Californians are being asked to raise their taxes by between $7 billion (Prop 30) and $10 billion (Prop 38) to prop‐up public school budgets. If they don’t, backers warn, public schools will face “devastating cuts.” That’s the fear mongering. This is the reality:
Over the past four decades, real per pupil spending in California has roughly doubled. In dollar terms, Californians are spending $27 billion more today on K‑12 education than they did in 1974, when Gov. Jerry Brown was first elected to office — and that is after controlling for both enrollment growth and inflation.
The last dashed spike on the spending line is the increase if Prop 30 passes, as Governor Jerry Brown has been assuming. If it doesn’t pass, per pupil spending will still be up more than 80 percent over this period, after controlling for inflation. What’s more, there is no evidence that the fantastic spending increases of the past have done anything to improve student achievement.
The only state‐level achievement data we have that go back this far are the SATs, and, taking into account the renorming that occurred in the mid 1990s, they have actually declined by five percent. None of the customary excuses can explain away this dismal record.
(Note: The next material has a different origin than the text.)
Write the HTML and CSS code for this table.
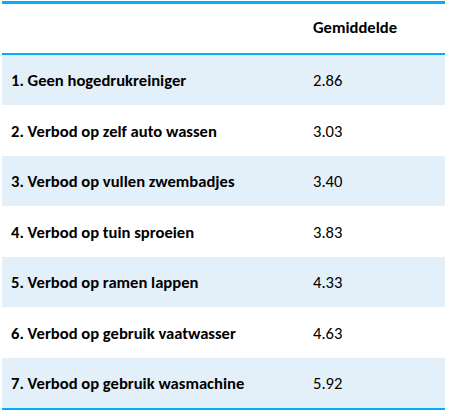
FILE: index.html
```html
<!DOCTYPE html>
<html lang="nl">
<head>
    <meta charset="UTF-8">
    <meta name="viewport" content="width=device-width, initial-scale=1.0">
    <title>Gemiddelde</title>
    <link rel="stylesheet" href="styles.css">
</head>
<body>
    <!-- Ranking table -->
    <table class="score-table">
        <thead>
            <tr>
                <th class="label-col"></th>
                <th class="value-col">Gemiddelde</th>
            </tr>
        </thead>
        <tbody>
            <tr class="shaded"><td class="label-col">1. Geen hogedrukreiniger</td><td class="value-col">2.86</td></tr>
            <tr><td class="label-col">2. Verbod op zelf auto wassen</td><td class="value-col">3.03</td></tr>
            <tr class="shaded"><td class="label-col">3. Verbod op vullen zwembadjes</td><td class="value-col">3.40</td></tr>
            <tr><td class="label-col">4. Verbod op tuin sproeien</td><td class="value-col">3.83</td></tr>
            <tr class="shaded"><td class="label-col">5. Verbod op ramen lappen</td><td class="value-col">4.33</td></tr>
            <tr><td class="label-col">6. Verbod op gebruik vaatwasser</td><td class="value-col">4.63</td></tr>
            <tr class="shaded"><td class="label-col">7. Verbod op gebruik wasmachine</td><td class="value-col">5.92</td></tr>
        </tbody>
    </table>
</body>
</html>
```

FILE: styles.css
```css
* {
    margin: 0;
    padding: 0;
    box-sizing: border-box;
}

body {
    font-family: Carlito, Calibri, Lato, sans-serif;
    background-color: #fff;
    color: #000;
    padding: 1px 4px 0 2px;
}

/* Table */
.score-table {
    width: 443px;
    border-collapse: separate;
    border-spacing: 0;
    border-top: 3px solid #00b0f0;
    border-bottom: 2px solid #00b0f0;
    font-size: 16.6px;
}

.score-table th {
    height: 51px;
    border-bottom: 2px solid #00b0f0;
    font-weight: bold;
    text-align: left;
    padding-bottom: 4px;
}

.score-table td {
    height: 50px;
}

.score-table tbody tr:nth-child(even) td {
    height: 51px;
}

.score-table tr.shaded {
    background-color: #e4f0f9;
}

.label-col {
    width: 303px;
    padding-left: 9px;
    font-weight: bold;
}

.value-col {
    padding-left: 8px;
    font-weight: normal;
}

th.value-col {
    font-weight: bold;
}
```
A larger share of students participated in 1972 than do so today, so if a shrinking test‐taking pool is the sign of a more elite subset of students taking the test, then scores should be higher today, not lower. And while state‐level breakdowns by race and ethnicity are not available that far back, the national trend is similar and it shows stagnation in the scores of majority white students — which excludes changing demographics as an explanation.
As I wrote earlier this year:
It is true that a $7 billion tax increase would at least preserve a certain number of public sector jobs, even if those jobs have not, and likely will not, improve educational outcomes. But if that $7 billion is not taxed out of the free‐enterprise sector of California’s economy, it will preserve or create private‐sector jobs when it is spent or invested. And, contrary to the pattern shown in the accompanying chart, jobs in the free‐enterprise sector do produce things that people value: from movies and music to citrus fruits and cellphones — thus generating new revenue. Tax away that money and you take away those private‐sector jobs and revenue.
The final question boils down to this: Can Californians afford to tax $7 billion out of the productive sector of the economy and get nothing in return for the damage it would do?
That’s the question California voters must ask themselves on November 6th.